So...
There is a square array of N by N (N is finite) squares (the squares themselves are 1 by 1 ). This is the texture map.
Each square has a positive integer (the colour, we are treating each of the ARGB components in part not altogether) assigned to it (this is a channel texturemap).
This channel texture map is tiled to infinity in any direction upon some arbitrary plane(a polygon, which cannot be infinite, actually, but for the sake of argument).
The edges of the maps are aligned (obvious, this is texture mapping).
An arbitrary triangle is drawn upon this plane. It may be however large or small, near to or far from the origin of the plane's system. I need to calculate the average colour of the triangle. This means that for each and every single square that comes under the arbitrary triangle, even partially, I will add to a sum (initially 0) the square's_colour_value/area_of_the_square_that_is_inside_the_triangle. After having done this for every single square that falls inside the triangle (even partially) I will have the average colour of the triangle; which leads me to my problem. Given the fact that the triangle may be however large, applying this complex method to any possible arbitrary triangle is not wise.

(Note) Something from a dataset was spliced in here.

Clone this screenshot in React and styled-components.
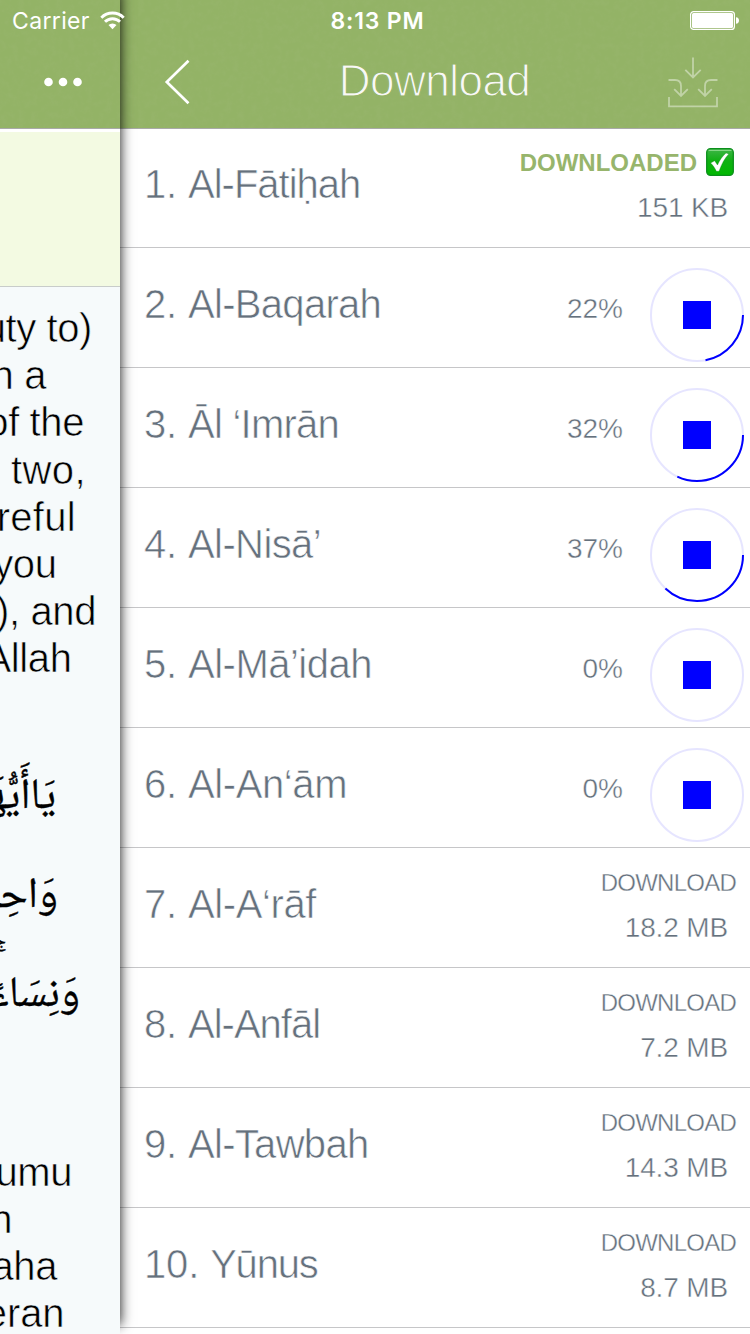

Is there any way in hell to scale down the triangle to within one of the finite map tiles (first one for example) in such a way that I can be certain the cromatic average is not at all altered, in order to make it easier to calculate its cromatic average? Or would some other method work, other than scaling (it just popped into mind)?
You can see how being able to somehow reduce the triangle to a single texture tile with no disturbance of the cromatic average is so wonderful.
Perfect actually. Especially considering how the triangle may be however large or far away from the centre of the plane's system. For an especially large one I might (the computer) have to work for minutes/hours...
And this triangle is only half a screen pixel projected from some polygon (the plane).
Can you imagine going through that immensly slow process for 4*(colour channels)*2(half pixels)*1024*768*(at least)25 times a second?
Please enlighten.
Cheers, Vishy.
(Edited by sonyafterdark on 09-24-2005 17:19)